The generation of start-ups
Business- ownership is fast-becoming a preferred choice of increasingly ambitious university graduates in Shanghai, even in the face of a lack of start-up funds and work experience.
In a poll conducted by the Shanghai Statistics Bureau, 29 percent of 2,071 final-year students said they would “like to” run their own business, yet only 8.4 percent said they actually planned to do so. Still, the number of young people starting their own business upon graduation has been on the rise in recent years.
“There are many students popping out creative ideas to make money from operating businesses, which seem to be less complicated and far away from our university life,” said Gong Yiqi, a 21-year-old final-year student from Shanghai Jiao Tong University, who is planning a mobile application with two classmates in an incubator called iStart in Shanghai.
It was a project aimed at university students to save money using the application, and receive profits by filling out certain online questionnaires or promoting online activities organized by the companies demand for exposure.
“We are willing to see if our concept will be accepted by the university students. If not, we probably will switch to our backup plans to find secured jobs as we have already learned from our first water testing,” said Gong, who is planning to launch the application named Savemiao in September.
Since 2013, every summer has been defined as the “most difficult season for job hunting in history” and the situation is no better this year.
The number of university graduates in China will reach an unprecedented 7.49 million this year.
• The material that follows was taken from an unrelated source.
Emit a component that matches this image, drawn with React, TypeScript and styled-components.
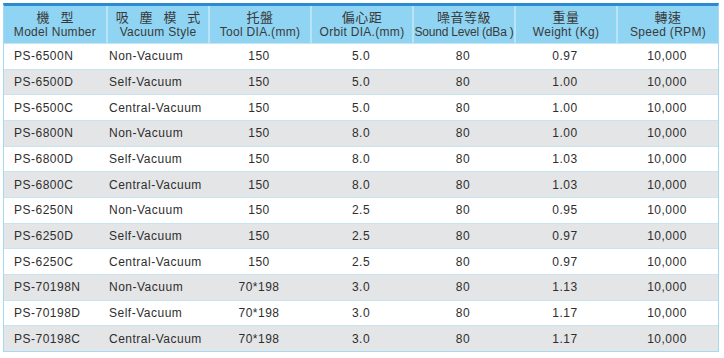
import React from "react";
import styled, { createGlobalStyle } from "styled-components";

const GlobalStyle = createGlobalStyle`
  body {
    margin: 0;
    background: #ffffff;
    font-family: "Liberation Sans", Arial, sans-serif;
  }
`;

const Page = styled.div`
  padding: 3px 0 0 3px;
`;

const Table = styled.div`
  width: 716px;
  box-sizing: border-box;
  border-top: 3px solid #2b8bd2;
  border-left: 1px solid #a4daf2;
  border-right: 1px solid #a4daf2;
  border-bottom: 1px solid #a4daf2;
`;

const Row = styled.div<{ $shade?: boolean }>`
  display: grid;
  grid-template-columns: repeat(7, 1fr);
  height: 25.67px;
  align-items: center;
  background: ${(p) => (p.$shade ? "#e4e5e7" : "#ffffff")};
  border-top: 1px solid #c9e4f1;
  box-sizing: border-box;
  color: #2e2e2e;
  font-size: 12px;
  letter-spacing: 0.5px;
`;

const HeadRow = styled.div`
  display: grid;
  grid-template-columns: repeat(7, 1fr);
  height: 37px;
  background: #8fd4f3;
`;

const HeadCell = styled.div`
  display: flex;
  flex-direction: column;
  align-items: center;
  justify-content: center;
  border-left: 2px solid #b9e4f7;
  color: #3a3a3a;
  white-space: nowrap;
  &:first-child {
    border-left: none;
  }
`;

const Zh = styled.span<{ $wide?: boolean }>`
  display: block;
  height: 16px;
  line-height: 16px;
  font-family: "Noto Sans CJK TC", "Noto Sans CJK SC", sans-serif;
  font-size: 13px;
  letter-spacing: ${(p) => (p.$wide ? "4px" : "0.5px")};
  margin-right: ${(p) => (p.$wide ? "-4px" : "0")};
`;

const En = styled.span<{ $tight?: boolean }>`
  display: block;
  height: 15px;
  line-height: 15px;
  font-size: 12px;
  letter-spacing: ${(p) => (p.$tight ? "-0.2px" : "0.3px")};
`;

const Cell = styled.div<{ $pad?: number }>`
  white-space: nowrap;
  text-align: ${(p) => (p.$pad !== undefined ? "left" : "center")};
  padding-left: ${(p) => p.$pad ?? 0}px;
`;

const heads = [
  { zh: "機 型", en: "Model Number", wide: true },
  { zh: "吸 塵 模 式", en: "Vacuum Style", wide: true },
  { zh: "托盤", en: "Tool DIA.(mm)" },
  { zh: "偏心距", en: "Orbit DIA.(mm)" },
  { zh: "噪音等級", en: "Sound Level (dBa )", tight: true },
  { zh: "重量", en: "Weight (Kg)" },
  { zh: "轉速", en: "Speed (RPM)" },
];

const rows = [
  ["PS-6500N", "Non-Vacuum", "150", "5.0", "80", "0.97", "10,000"],
  ["PS-6500D", "Self-Vacuum", "150", "5.0", "80", "1.00", "10,000"],
  ["PS-6500C", "Central-Vacuum", "150", "5.0", "80", "1.00", "10,000"],
  ["PS-6800N", "Non-Vacuum", "150", "8.0", "80", "1.00", "10,000"],
  ["PS-6800D", "Self-Vacuum", "150", "8.0", "80", "1.03", "10,000"],
  ["PS-6800C", "Central-Vacuum", "150", "8.0", "80", "1.03", "10,000"],
  ["PS-6250N", "Non-Vacuum", "150", "2.5", "80", "0.95", "10,000"],
  ["PS-6250D", "Self-Vacuum", "150", "2.5", "80", "0.97", "10,000"],
  ["PS-6250C", "Central-Vacuum", "150", "2.5", "80", "0.97", "10,000"],
  ["PS-70198N", "Non-Vacuum", "70*198", "3.0", "80", "1.13", "10,000"],
  ["PS-70198D", "Self-Vacuum", "70*198", "3.0", "80", "1.17", "10,000"],
  ["PS-70198C", "Central-Vacuum", "70*198", "3.0", "80", "1.17", "10,000"],
];

const pads = [10, 3];

export default function App() {
  return (
    <Page>
      <GlobalStyle />
      <Table>
        <HeadRow>
          {heads.map((h) => (
            <HeadCell key={h.en}>
              <Zh $wide={h.wide}>{h.zh}</Zh>
              <En $tight={h.tight}>{h.en}</En>
            </HeadCell>
          ))}
        </HeadRow>
        {rows.map((r, i) => (
          <Row key={r[0]} $shade={i % 2 === 1}>
            {r.map((v, j) => (
              <Cell key={j} $pad={pads[j]}>
                {v}
              </Cell>
            ))}
          </Row>
        ))}
      </Table>
    </Page>
  );
}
As a result, the Ministry of Education released an announcement last December, encouraging universities to set up flexible educational systems so that students can be allowed to suspend schooling and set up their own businesses.
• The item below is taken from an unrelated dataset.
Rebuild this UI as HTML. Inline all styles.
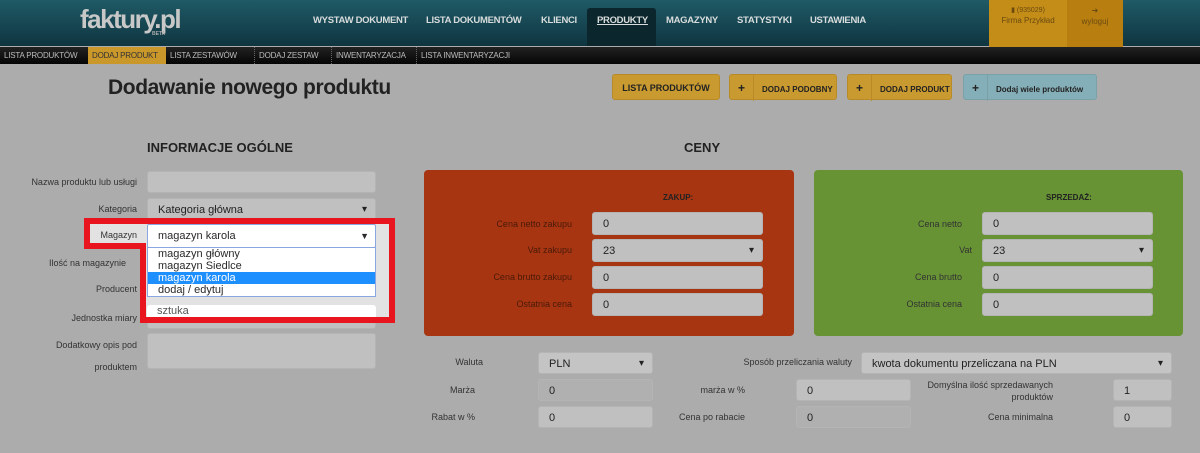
<!DOCTYPE html>
<html><head><meta charset="utf-8"><style>
*{margin:0;padding:0;box-sizing:border-box}
body{width:1200px;height:453px;overflow:hidden;background:#acacac;font-family:"Liberation Sans",sans-serif;position:relative;color:#2a2a2a}
.a{position:absolute}
.hdr{left:0;top:0;width:1200px;height:46px;background:linear-gradient(#1f5a66,#0f3540)}
.nav{top:15px;font-size:9.5px;font-weight:bold;color:#d8dcdc;letter-spacing:-0.3px}
.sub{left:0;top:47px;width:1200px;height:17px;background:linear-gradient(#222,#050505)}
.si{top:47px;height:17px;font-size:8px;color:#bbb;line-height:17px;padding:0 4px;letter-spacing:-0.2px;white-space:nowrap}
.sep{border-left:1px dotted #666}
.btn{height:26px;top:74px;background:#c99a30;border:1px solid #b88a28;border-radius:3px;font-size:9px;font-weight:bold;color:#222;line-height:26px;white-space:nowrap}
.lbl{font-size:9px;color:#333;text-align:right}
.in{background:#c0c0c0;border:1px solid #b4b4b4;border-radius:3px;font-size:11px;line-height:22px;padding-left:10px;color:#222}
.dd:after{content:"▾";position:absolute;right:8px;top:0;font-size:10px}
</style></head><body>
<div class="a hdr"></div>
<div class="a" style="left:80px;top:4px;font-size:26px;font-weight:bold;color:#c8c8c8;letter-spacing:-1.5px">faktury.pl</div>
<div class="a" style="left:152px;top:31px;font-size:5px;color:#aaa;font-weight:bold">BETA</div>
<div class="a nav" style="left:313px">WYSTAW DOKUMENT</div>
<div class="a nav" style="left:426px">LISTA DOKUMENTÓW</div>
<div class="a nav" style="left:541px">KLIENCI</div>
<div class="a" style="left:587px;top:8px;width:69px;height:38px;background:#0b262c;border-radius:3px 3px 0 0"></div>
<div class="a nav" style="left:597px;text-decoration:underline">PRODUKTY</div>
<div class="a nav" style="left:666px">MAGAZYNY</div>
<div class="a nav" style="left:737px">STATYSTYKI</div>
<div class="a nav" style="left:810px">USTAWIENIA</div>
<div class="a" style="left:989px;top:0;width:78px;height:47px;background:#c48d18;font-size:7px;color:#6a4a10;text-align:center;padding-top:6px">▮ (935029)<br><span style="font-size:8px;line-height:14px">Firma Przykład</span></div>
<div class="a" style="left:1067px;top:0;width:56px;height:47px;background:#b87f10;font-size:8px;color:#6a4a10;text-align:center;padding-top:6px">➜<br><span style="line-height:14px">wyloguj</span></div>
<div class="a sub"></div>
<div class="a si" style="left:0">LISTA PRODUKTÓW</div>
<div class="a si" style="left:88px;width:78px;background:#c9972a;color:#333">DODAJ PRODUKT</div>
<div class="a si" style="left:166px">LISTA ZESTAWÓW</div>
<div class="a si sep" style="left:254px">DODAJ ZESTAW</div>
<div class="a si sep" style="left:331px">INWENTARYZACJA</div>
<div class="a si sep" style="left:416px">LISTA INWENTARYZACJI</div>
<div class="a" style="left:108px;top:76px;font-size:21px;font-weight:bold;color:#222;letter-spacing:-0.4px">Dodawanie nowego produktu</div>
<div class="a btn" style="left:612px;width:108px;text-align:center">LISTA PRODUKTÓW</div>
<div class="a btn" style="left:729px;width:108px"><span style="display:inline-block;width:24px;text-align:center;border-right:1px solid #b88a28;font-size:12px">+</span><span style="padding-left:8px;font-size:8px">DODAJ PODOBNY</span></div>
<div class="a btn" style="left:847px;width:105px"><span style="display:inline-block;width:24px;text-align:center;border-right:1px solid #b88a28;font-size:12px">+</span><span style="padding-left:8px;font-size:8px">DODAJ PRODUKT</span></div>
<div class="a btn" style="left:963px;width:134px;background:#85afb8;border-color:#7aa0a8"><span style="display:inline-block;width:24px;text-align:center;border-right:1px solid #7aa0a8;font-size:12px">+</span><span style="padding-left:8px;font-size:8px">Dodaj wiele produktów</span></div>

<div class="a" style="left:147px;top:140px;font-size:13px;font-weight:bold;color:#222">INFORMACJE OGÓLNE</div>
<div class="a" style="left:684px;top:140px;font-size:13px;font-weight:bold;color:#222">CENY</div>

<div class="a lbl" style="left:0;width:137px;top:177px">Nazwa produktu lub usługi</div>
<div class="a in" style="left:147px;top:171px;width:229px;height:22px"></div>
<div class="a lbl" style="left:0;width:137px;top:204px">Kategoria</div>
<div class="a in dd" style="left:147px;top:198px;width:229px;height:22px">Kategoria główna</div>
<div class="a lbl" style="left:0;width:126px;top:258px">Ilość na magazynie</div>
<div class="a lbl" style="left:0;width:137px;top:284px">Producent</div>
<div class="a lbl" style="left:0;width:137px;top:313px">Jednostka miary</div>
<div class="a in" style="left:147px;top:307px;width:229px;height:22px"></div>
<div class="a lbl" style="left:0;width:137px;top:340px">Dodatkowy opis pod</div>
<div class="a lbl" style="left:0;width:137px;top:362px">produktem</div>
<div class="a in" style="left:147px;top:333px;width:229px;height:36px"></div>

<div class="a" style="left:90px;top:224px;width:56px;height:22px;background:#e2e2e2"></div>
<div class="a lbl" style="left:90px;width:47px;top:230px">Magazyn</div>
<div class="a" style="left:144px;top:224px;width:245px;height:95px;background:#e2e2e2"></div>
<div class="a" style="left:147px;top:305px;width:229px;height:14px;background:#fff;border-radius:3px 3px 0 0;font-size:11px;padding-left:10px;overflow:hidden;color:#555">sztuka</div>
<div class="a" style="left:147px;top:224px;width:229px;height:24px;background:#fff;border:1px solid #8aa6e0;border-radius:2px;font-size:11px;line-height:22px;padding-left:10px">magazyn karola<span style="position:absolute;right:6px;font-size:9px">▼</span></div>
<div class="a" style="left:147px;top:247px;width:229px;height:50px;background:#fff;border:1px solid #8aa6e0;font-size:11px;line-height:12px">
<div style="padding-left:10px">magazyn główny</div><div style="padding-left:10px">magazyn Siedlce</div><div style="padding-left:10px;background:#1e8fff;color:#fff">magazyn karola</div><div style="padding-left:10px">dodaj / edytuj</div></div>
<svg class="a" style="left:0;top:0" width="1200" height="453"><path d="M87 221 H392 V320 H143 V246 H87 Z" fill="none" stroke="#e8141e" stroke-width="6"/></svg>

<div class="a" style="left:424px;top:170px;width:370px;height:166px;background:#a73512;border-radius:4px"></div>
<div class="a" style="left:663px;top:193px;font-size:8px;font-weight:bold;color:#222">ZAKUP:</div>
<div class="a lbl" style="left:440px;width:132px;top:219px;color:#4a1a08">Cena netto zakupu</div>
<div class="a in" style="left:592px;top:212px;width:171px;height:23px">0</div>
<div class="a lbl" style="left:440px;width:132px;top:245px;color:#4a1a08">Vat zakupu</div>
<div class="a in dd" style="left:592px;top:239px;width:171px;height:23px">23</div>
<div class="a lbl" style="left:440px;width:132px;top:272px;color:#4a1a08">Cena brutto zakupu</div>
<div class="a in" style="left:592px;top:266px;width:171px;height:23px">0</div>
<div class="a lbl" style="left:440px;width:132px;top:299px;color:#4a1a08">Ostatnia cena</div>
<div class="a in" style="left:592px;top:293px;width:171px;height:23px">0</div>

<div class="a" style="left:814px;top:170px;width:369px;height:166px;background:#679334;border-radius:4px"></div>
<div class="a" style="left:1046px;top:193px;font-size:8px;font-weight:bold;color:#222">SPRZEDAŻ:</div>
<div class="a lbl" style="left:830px;width:132px;top:219px">Cena netto</div>
<div class="a in" style="left:982px;top:212px;width:171px;height:23px">0</div>
<div class="a lbl" style="left:830px;width:142px;top:245px">Vat</div>
<div class="a in dd" style="left:982px;top:239px;width:171px;height:23px">23</div>
<div class="a lbl" style="left:830px;width:132px;top:272px">Cena brutto</div>
<div class="a in" style="left:982px;top:266px;width:171px;height:23px">0</div>
<div class="a lbl" style="left:830px;width:132px;top:299px">Ostatnia cena</div>
<div class="a in" style="left:982px;top:293px;width:171px;height:23px">0</div>

<div class="a lbl" style="left:400px;width:83px;top:357px">Waluta</div>
<div class="a in dd" style="left:538px;top:352px;width:115px;height:22px;background:#c4c4c4">PLN</div>
<div class="a lbl" style="left:600px;width:252px;top:357px">Sposób przeliczania waluty</div>
<div class="a in dd" style="left:861px;top:352px;width:311px;height:22px;background:#c4c4c4">kwota dokumentu przeliczana na PLN</div>
<div class="a lbl" style="left:400px;width:75px;top:385px">Marża</div>
<div class="a in" style="left:538px;top:379px;width:115px;height:22px;background:#b0b0b0">0</div>
<div class="a lbl" style="left:600px;width:145px;top:385px">marża w %</div>
<div class="a in" style="left:796px;top:379px;width:115px;height:22px">0</div>
<div class="a lbl" style="left:900px;width:153px;top:379px;line-height:12px">Domyślna ilość sprzedawanych<br>produktów</div>
<div class="a in" style="left:1113px;top:379px;width:59px;height:22px">1</div>
<div class="a lbl" style="left:400px;width:75px;top:412px">Rabat w %</div>
<div class="a in" style="left:538px;top:406px;width:115px;height:22px">0</div>
<div class="a lbl" style="left:600px;width:145px;top:412px">Cena po rabacie</div>
<div class="a in" style="left:796px;top:406px;width:115px;height:22px;background:#b0b0b0">0</div>
<div class="a lbl" style="left:900px;width:153px;top:412px">Cena minimalna</div>
<div class="a in" style="left:1113px;top:406px;width:59px;height:22px">0</div>
</body></html>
Unlike Gong, who has a back-up plan to find a job, 23-year-old Chai Jie, a recent graduate of Zhejiang Si-tech University, has had the entrepreneur dream since his first year of university studies.
“I’ve prepared for over three years to launch my own company, in terms of knowing successful entrepreneurs through social events and training my leadership abilities in the Student Union,” said Chai, who now runs Hangzhou Jiepai Cultural Creative Co Ltd, an animated advertising company in Hangzhou, East China’s Zhejiang province, with a team of about 20 people.
Chai started his own business in 2014 with 150,000 yuan ($24,165) and chose the cultural and creative industry combined with the idea of vivid animation, in order to attract more online companies, which have great demand on showcasing their products to netizens.
“Instead of persuading and monopolizing the clients with our own thoughts, we focus more on satisfying them with innovative highlights after learning what the market really requests,” said Chai.
However, many of the students polled — from 16 of the city’s higher education institutions — said a lack of funding channels was a major stumbling block to starting a company, while others cited their own lack of life skills as the primary hurdle.
“Unstable cash flow remains the top risk for us startups as most of the new graduates fail to last very long due to lack of money or sense of market. That’s also why I didn’t choose to develop an application, which requires continuous funds,” said Chai.
As his determined goal, Chai and his team aim to create a resource platform of animated commercial advertisements in the near future.
The trend has gained much support from the central government. Premier Li Keqiang has encouraged the entrepreneurial spirit among young people ever since he took office in 2012. After he presided over a recent executive meeting of the State Council, an official statement was released which said “China should embrace the trend of mass entrepreneurship and innovation in the Internet age”.
“It is a positive sign that more young people are inspired to put their creative thoughts into practice, but they also have to take professional suggestions from incubators and experienced businessmen to reduce the failure rate,” said Zhang Zhenning, senior consultant at the China-HR Talent Research Center.